Fitch Ratings has completed its review of 78 U.S. commercial mortgage-backed securities (CMBS) conduit transactions issued between 2006 and 2008, resulting in affirmations for 80% of the tranches ($186.1 billion) and downgrades to 20% ($44.3 billion) by dollar balance.
The review encompassed approximately $230.4 billion in unpaid balance.
The 2007 vintage incurred the majority of negative rating actions. In total, Fitch downgraded 89 junior AAA classes (totaling $16.7 billion) across the vintages and five mezzanine AAA classes ($726 million).
Fitch affirmed all 492 super senior AAA classes in its rated portfolio ($164 billion), along with seven junior AAA classes ($1.1 billion) and 88 mezzanine AAA classes ($17.6 billion).

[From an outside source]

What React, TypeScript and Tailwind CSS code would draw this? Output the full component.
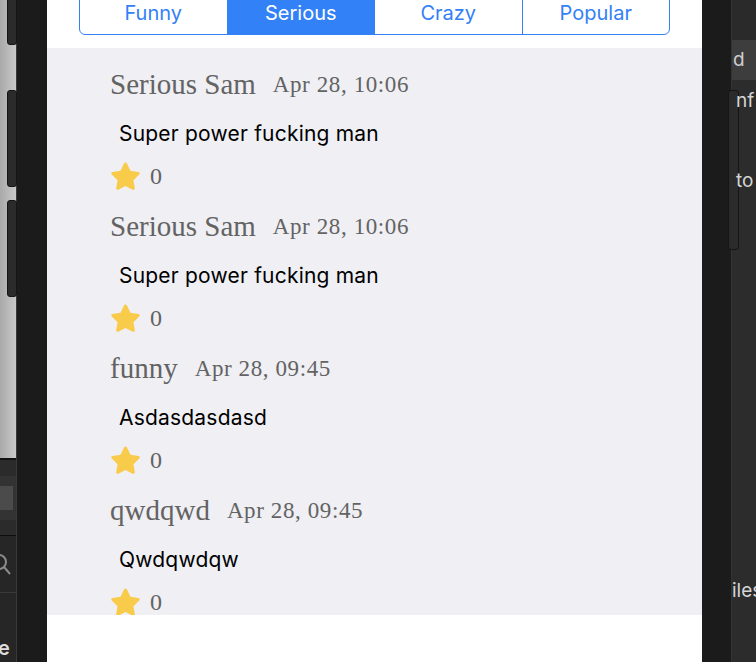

Rating actions assumed average recognized losses across these deals to be 6.3%, with the weighted average recognized losses per vintage as follows:
- 34 deals from 2006 – 5.4%;
- 40 deals from 2007 – 6.9%; and
- four deals from 2008 – 6.9%.
Fitch assigned negative rating outlooks to 994 bonds ($44 billion) and stable outlooks on 585 bonds ($170.6 billion). Further rating downgrades are possible should the full potential losses associated with maturity defaults be realized, Fitch says, adding that its potential loss analysis does not assume any recovery.
Should those assumptions be realized, average potential losses across these deals are expected to be 8.7%. Weighted average potential losses are 7.2% for the 2006 vintage, 9.7% for the 2007 vintage and 8.8% for the 2008 vintage.